Raw data
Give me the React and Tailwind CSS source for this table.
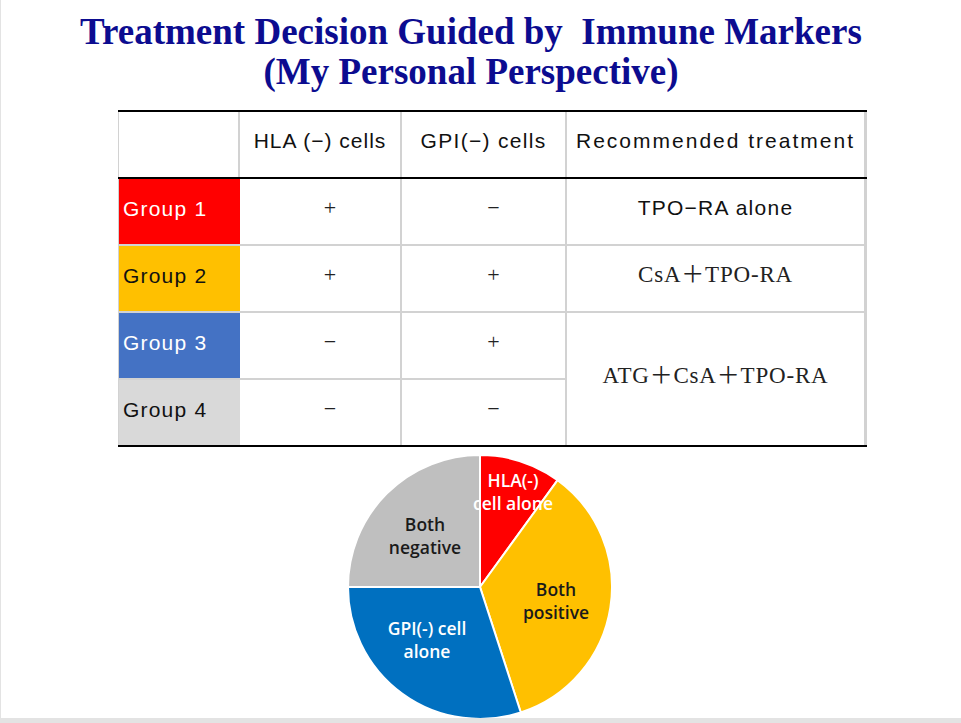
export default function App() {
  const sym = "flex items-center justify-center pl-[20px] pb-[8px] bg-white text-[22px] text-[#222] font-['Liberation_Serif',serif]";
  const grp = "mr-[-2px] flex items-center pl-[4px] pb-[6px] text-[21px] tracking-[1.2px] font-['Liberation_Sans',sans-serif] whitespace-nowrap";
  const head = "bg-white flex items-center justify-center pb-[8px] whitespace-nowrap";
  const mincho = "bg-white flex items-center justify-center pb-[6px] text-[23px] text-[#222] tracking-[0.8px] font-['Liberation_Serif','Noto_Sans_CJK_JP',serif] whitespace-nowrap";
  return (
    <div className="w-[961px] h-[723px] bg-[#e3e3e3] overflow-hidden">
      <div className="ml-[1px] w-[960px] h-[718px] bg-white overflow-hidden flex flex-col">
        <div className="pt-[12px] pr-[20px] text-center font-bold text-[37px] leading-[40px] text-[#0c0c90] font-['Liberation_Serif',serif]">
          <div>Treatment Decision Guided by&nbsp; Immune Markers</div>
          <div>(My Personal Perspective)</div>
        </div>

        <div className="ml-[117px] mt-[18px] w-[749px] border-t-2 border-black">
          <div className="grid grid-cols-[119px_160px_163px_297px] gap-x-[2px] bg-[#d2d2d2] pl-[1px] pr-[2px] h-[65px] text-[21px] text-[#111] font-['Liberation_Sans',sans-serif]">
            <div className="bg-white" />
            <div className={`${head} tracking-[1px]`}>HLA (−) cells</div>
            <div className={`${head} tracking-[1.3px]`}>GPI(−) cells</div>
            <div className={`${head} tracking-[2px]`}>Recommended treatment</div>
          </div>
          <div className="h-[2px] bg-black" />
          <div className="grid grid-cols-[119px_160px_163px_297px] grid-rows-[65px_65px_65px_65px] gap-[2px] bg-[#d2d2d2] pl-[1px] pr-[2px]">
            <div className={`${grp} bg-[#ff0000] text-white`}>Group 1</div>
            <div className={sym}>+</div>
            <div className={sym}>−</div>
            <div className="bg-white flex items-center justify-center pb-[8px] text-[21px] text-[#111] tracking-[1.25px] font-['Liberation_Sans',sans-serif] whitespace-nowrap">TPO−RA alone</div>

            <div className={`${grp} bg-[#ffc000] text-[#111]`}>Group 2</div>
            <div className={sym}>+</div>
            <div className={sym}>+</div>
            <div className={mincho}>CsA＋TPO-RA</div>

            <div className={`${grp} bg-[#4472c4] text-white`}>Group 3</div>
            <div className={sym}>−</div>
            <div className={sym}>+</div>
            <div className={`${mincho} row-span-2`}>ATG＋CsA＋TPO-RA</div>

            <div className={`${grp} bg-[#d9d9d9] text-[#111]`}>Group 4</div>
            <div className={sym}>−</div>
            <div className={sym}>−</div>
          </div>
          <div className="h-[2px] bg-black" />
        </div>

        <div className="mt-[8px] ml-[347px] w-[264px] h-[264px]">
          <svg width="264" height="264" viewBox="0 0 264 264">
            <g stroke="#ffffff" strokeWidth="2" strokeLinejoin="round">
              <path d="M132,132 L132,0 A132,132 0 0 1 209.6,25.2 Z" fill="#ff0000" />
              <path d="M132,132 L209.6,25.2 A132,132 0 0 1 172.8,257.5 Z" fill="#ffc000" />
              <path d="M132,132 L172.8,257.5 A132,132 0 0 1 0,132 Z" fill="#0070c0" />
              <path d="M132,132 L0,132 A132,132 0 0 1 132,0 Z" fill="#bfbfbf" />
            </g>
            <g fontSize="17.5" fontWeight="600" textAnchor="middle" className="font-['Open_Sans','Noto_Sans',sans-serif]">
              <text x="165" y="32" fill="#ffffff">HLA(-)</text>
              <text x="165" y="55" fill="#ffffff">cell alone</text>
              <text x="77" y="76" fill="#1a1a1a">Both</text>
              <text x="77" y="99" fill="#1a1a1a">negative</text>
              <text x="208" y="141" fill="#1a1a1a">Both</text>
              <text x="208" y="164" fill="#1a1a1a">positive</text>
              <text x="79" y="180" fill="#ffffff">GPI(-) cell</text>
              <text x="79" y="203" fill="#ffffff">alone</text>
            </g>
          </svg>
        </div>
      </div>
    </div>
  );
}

Request
Transcribe the full listing above exactly as it stands, minus the pictures.

Completed exercise
Give me the React and Tailwind CSS source for this table.
export default function App() {
  const sym = "flex items-center justify-center pl-[20px] pb-[8px] bg-white text-[22px] text-[#222] font-['Liberation_Serif',serif]";
  const grp = "mr-[-2px] flex items-center pl-[4px] pb-[6px] text-[21px] tracking-[1.2px] font-['Liberation_Sans',sans-serif] whitespace-nowrap";
  const head = "bg-white flex items-center justify-center pb-[8px] whitespace-nowrap";
  const mincho = "bg-white flex items-center justify-center pb-[6px] text-[23px] text-[#222] tracking-[0.8px] font-['Liberation_Serif','Noto_Sans_CJK_JP',serif] whitespace-nowrap";
  return (
    <div className="w-[961px] h-[723px] bg-[#e3e3e3] overflow-hidden">
      <div className="ml-[1px] w-[960px] h-[718px] bg-white overflow-hidden flex flex-col">
        <div className="pt-[12px] pr-[20px] text-center font-bold text-[37px] leading-[40px] text-[#0c0c90] font-['Liberation_Serif',serif]">
          <div>Treatment Decision Guided by&nbsp; Immune Markers</div>
          <div>(My Personal Perspective)</div>
        </div>

        <div className="ml-[117px] mt-[18px] w-[749px] border-t-2 border-black">
          <div className="grid grid-cols-[119px_160px_163px_297px] gap-x-[2px] bg-[#d2d2d2] pl-[1px] pr-[2px] h-[65px] text-[21px] text-[#111] font-['Liberation_Sans',sans-serif]">
            <div className="bg-white" />
            <div className={`${head} tracking-[1px]`}>HLA (−) cells</div>
            <div className={`${head} tracking-[1.3px]`}>GPI(−) cells</div>
            <div className={`${head} tracking-[2px]`}>Recommended treatment</div>
          </div>
          <div className="h-[2px] bg-black" />
          <div className="grid grid-cols-[119px_160px_163px_297px] grid-rows-[65px_65px_65px_65px] gap-[2px] bg-[#d2d2d2] pl-[1px] pr-[2px]">
            <div className={`${grp} bg-[#ff0000] text-white`}>Group 1</div>
            <div className={sym}>+</div>
            <div className={sym}>−</div>
            <div className="bg-white flex items-center justify-center pb-[8px] text-[21px] text-[#111] tracking-[1.25px] font-['Liberation_Sans',sans-serif] whitespace-nowrap">TPO−RA alone</div>

            <div className={`${grp} bg-[#ffc000] text-[#111]`}>Group 2</div>
            <div className={sym}>+</div>
            <div className={sym}>+</div>
            <div className={mincho}>CsA＋TPO-RA</div>

            <div className={`${grp} bg-[#4472c4] text-white`}>Group 3</div>
            <div className={sym}>−</div>
            <div className={sym}>+</div>
            <div className={`${mincho} row-span-2`}>ATG＋CsA＋TPO-RA</div>

            <div className={`${grp} bg-[#d9d9d9] text-[#111]`}>Group 4</div>
            <div className={sym}>−</div>
            <div className={sym}>−</div>
          </div>
          <div className="h-[2px] bg-black" />
        </div>

        <div className="mt-[8px] ml-[347px] w-[264px] h-[264px]">
          <svg width="264" height="264" viewBox="0 0 264 264">
            <g stroke="#ffffff" strokeWidth="2" strokeLinejoin="round">
              <path d="M132,132 L132,0 A132,132 0 0 1 209.6,25.2 Z" fill="#ff0000" />
              <path d="M132,132 L209.6,25.2 A132,132 0 0 1 172.8,257.5 Z" fill="#ffc000" />
              <path d="M132,132 L172.8,257.5 A132,132 0 0 1 0,132 Z" fill="#0070c0" />
              <path d="M132,132 L0,132 A132,132 0 0 1 132,0 Z" fill="#bfbfbf" />
            </g>
            <g fontSize="17.5" fontWeight="600" textAnchor="middle" className="font-['Open_Sans','Noto_Sans',sans-serif]">
              <text x="165" y="32" fill="#ffffff">HLA(-)</text>
              <text x="165" y="55" fill="#ffffff">cell alone</text>
              <text x="77" y="76" fill="#1a1a1a">Both</text>
              <text x="77" y="99" fill="#1a1a1a">negative</text>
              <text x="208" y="141" fill="#1a1a1a">Both</text>
              <text x="208" y="164" fill="#1a1a1a">positive</text>
              <text x="79" y="180" fill="#ffffff">GPI(-) cell</text>
              <text x="79" y="203" fill="#ffffff">alone</text>
            </g>
          </svg>
        </div>
      </div>
    </div>
  );
}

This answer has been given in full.